Plans could include reduced fare collection and go all the way up to an eventual full work stoppage.

“We know from statistics that congestion is getting worse and worse,” McGarrigle said, saying ridership has gone up 18 per cent since 2018, and an increasing number of passengers are needing help to physically board the bus.

“What’s happening is that they’re pulling into the bus loops, they’re trying to meet the schedule [but] there’s not enough time,” McGarrigle said.

“We’re talking two to three minutes to go to the washroom or to just have a break.”

Union members issued a 72-hour strike notice earlier this week and are scheduled to begin job action as of midnight Friday. Bus drivers are set to ditch their uniforms in favour of regular clothes and maintenance workers to refuse overtime, starting at 8 a.m.

At their Surrey headquarters, Coast Mountain Bus Company president Michael McDaniel said the offer on the table was reasonable, despite Unifor’s move to walk away.

“Maintenance trades would see a wage increases of more than 12 per cent over four years.
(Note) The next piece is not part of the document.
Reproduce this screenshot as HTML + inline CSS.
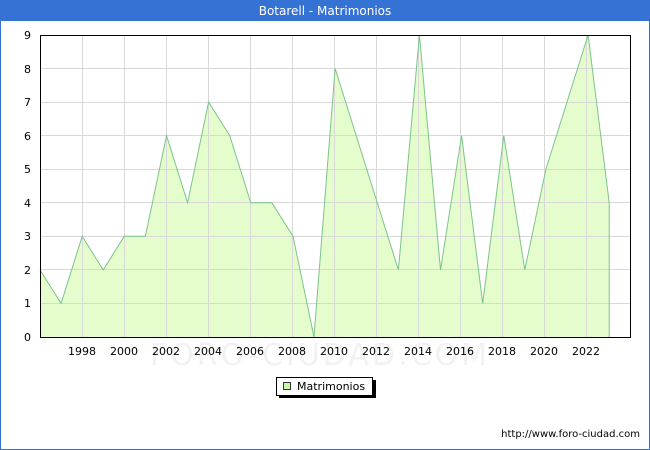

Transit operators would see wage increases of nearly 10 per cent,” McDaniel said, adding the benefits package and working conditions have been improved, specifically targeting recovery time.

McGarrigle said he wanted wages brought in line with those in the Greater Toronto Area – something McDaniel said was not realistic.

“All wages follow competition in the market that you’re in,” he said. “We don’t recruit transit operators and mechanics from the Toronto region.”

If Friday’s job action goes ahead, McDaniel said, there will be disruptions.

“While the effects will vary across the region, we will do our best to communicate all those service disruptions to our users,” he said.